MBI

Quest for the Most Basic Ingredients

Over the past years I’ve been influenced how we as individuals and cultures interact with food by writers such as Michael Pollan and Mark Schatzker. I also have had an obsession with watching cooking shows beginning with Yan Can Cook when I was in elementary school. I could and probably should also write an entire other post on diets and the body positive movement (since I like to procrastinate you should at least read Lindy West’s memoir and Kelsey Miller’s Anti-Diet Project).

These influences have led me to my current project to buy the Most Basic Ingredients(MBI) possible. Often I document for myself these types of goals, but why not share this experiment with the world? Why do I call it MBI? Well I work in tech and there is an obsession with building Minimum Viable Products(MVP) in some circles. A MVP is the most basic thing you can build as a product and put out into the market place, my MBI is intended as a counterpoint to that. The most basic piece you can purchase to make food. In a world of heavily processed food as an individual I’m simply trying to get back to the basics. What is at the root of what I am eating? Not the fastest way, not even the easiest way, the most basic way.

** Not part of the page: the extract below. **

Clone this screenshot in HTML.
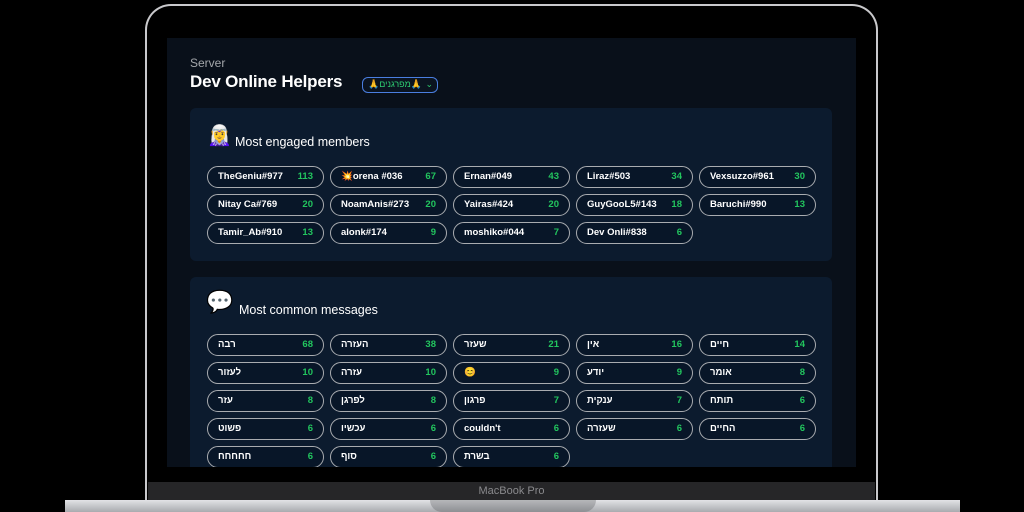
<!DOCTYPE html>
<html><head><meta charset="utf-8"><style>
*{margin:0;padding:0;box-sizing:border-box}
body{width:1024px;height:512px;background:#000;position:relative;overflow:hidden;font-family:"Liberation Sans","Noto Sans CJK SC",sans-serif}
.bezel{position:absolute;left:145px;top:4px;width:733px;height:500px;border:2px solid #c9c9cc;border-bottom:none;border-radius:26px 26px 0 0;background:#000}
.screen{position:absolute;left:167px;top:38px;width:689px;height:429px;background:#09101a;overflow:hidden}
.chin{position:absolute;left:148px;top:482px;width:727px;height:18px;background:#262628;color:#8a8a8d;font-size:11px;text-align:center;line-height:19px}
.base{position:absolute;left:65px;top:500px;width:895px;height:12px;background:linear-gradient(#e2e3e6,#a9abaf)}
.notch{position:absolute;left:430px;top:500px;width:166px;height:12px;background:linear-gradient(#b6b7ba,#8d8f93);border-radius:0 0 12px 12px}
.lbl{position:absolute;left:23px;top:18px;color:#a4a7ab;font-size:12px}
.title{position:absolute;left:23px;top:34px;color:#fff;font-size:17px;font-weight:bold;letter-spacing:-0.2px}
.sel{position:absolute;left:195px;top:39px;width:76px;height:16px;border:1.5px solid #4a7ee0;border-radius:6px;background:#0b1420;font-size:9px;color:#2ecc71;padding-left:5px;line-height:13px}
.sel span{position:absolute;right:4px;top:0;color:#2ecc71}
.card{position:absolute;left:23px;width:642px;background:#0c1b2e;border-radius:6px}
.ct{position:absolute;color:#fff;font-size:12.5px}
.pill{position:absolute;width:117px;height:22px;border:1.5px solid #a9acb0;border-radius:11px;background:#081628;color:#fff;font-size:9.5px;font-weight:bold;line-height:20px;padding:0 10px}
.pill b{position:absolute;right:10px;top:0;color:#22c55e}
.emo{position:absolute;font-size:20px}
</style></head><body>
<div class="bezel"></div>
<div class="screen">
<div class="lbl">Server</div>
<div class="title">Dev Online Helpers</div>
<div class="sel">🙏מפרגנים🙏<span>⌄</span></div>
<div class="card" style="top:70px;height:153px">
<div class="emo" style="left:17px;top:15px">🧝‍♀️</div>
<div class="ct" style="left:45px;top:27px">Most engaged members</div>
</div>
<div class="card" style="top:239px;height:200px">
<div class="emo" style="left:16px;top:12px;font-size:22px">💬</div>
<div class="ct" style="left:49px;top:26px">Most common messages</div>
</div>
<div id="p"></div>
</div>
<div class="chin">MacBook Pro</div>
<div class="base"></div><div class="notch"></div>
<script>
var a=[["TheGeniu#977",113],["💥orena #036",67],["Ernan#049",43],["Liraz#503",34],["Vexsuzzo#961",30],["Nitay Ca#769",20],["NoamAnis#273",20],["Yairas#424",20],["GuyGooL5#143",18],["Baruchi#990",13],["Tamir_Ab#910",13],["alonk#174",9],["moshiko#044",7],["Dev Onli#838",6]];
var b=[["רבה",68],["העזרה",38],["שעזר",21],["אין",16],["חיים",14],["לעזור",10],["עזרה",10],["😊",9],["יודע",9],["אומר",8],["עזר",8],["לפרגן",8],["פרגון",7],["ענקית",7],["תותח",6],["פשוט",6],["עכשיו",6],["couldn't",6],["שעזרה",6],["החיים",6],["חחחחח",6],["סוף",6],["בשרת",6]];
var h="";
function r(l,t){l.forEach(function(x,i){h+='<div class="pill" style="left:'+(40+(i%5)*123)+'px;top:'+(t+Math.floor(i/5)*28)+'px">'+x[0]+'<b>'+x[1]+'</b></div>';});}
r(a,128);r(b,296);
document.getElementById("p").innerHTML=h;
</script>
</body></html>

It bears mentioning that I come from a place of a lot of privilege. I have a good job, I work remotely and I don’t have any dependents. I can afford to do some experimentation, I have the time to do it and by working from home I can do multi-step processes that require you to check-in over the course of the day.

So to start here is what I bought tonight at the local grocery.

2017-03-07_20.46.46

 

  • Dozen eggs
  • 3 tomatoes
  • 2 avocados
  • 1 bottle of kombucha
  • Cane sugar
  • Half & Half
  • Gallon glass jar
  • Box of black tea (not pictured, since I forgot and had to run back)

Cost: $41.23 (the jar was $15.00 so that was a big of a splurge)

I think I’ve done pretty well on the raw ingredients. In this case I consider the sugar raw (despite some refining) and classify the half & half about the same. My least raw item under my unscientific classification is the kombucha. Though the goal with some of these ingredients is to start making my own. I hope to continue sharing what I do with these sorts of purchases as I document my path to MBI. At the very least I hope to be drinking some MBI kombucha in the next month or so.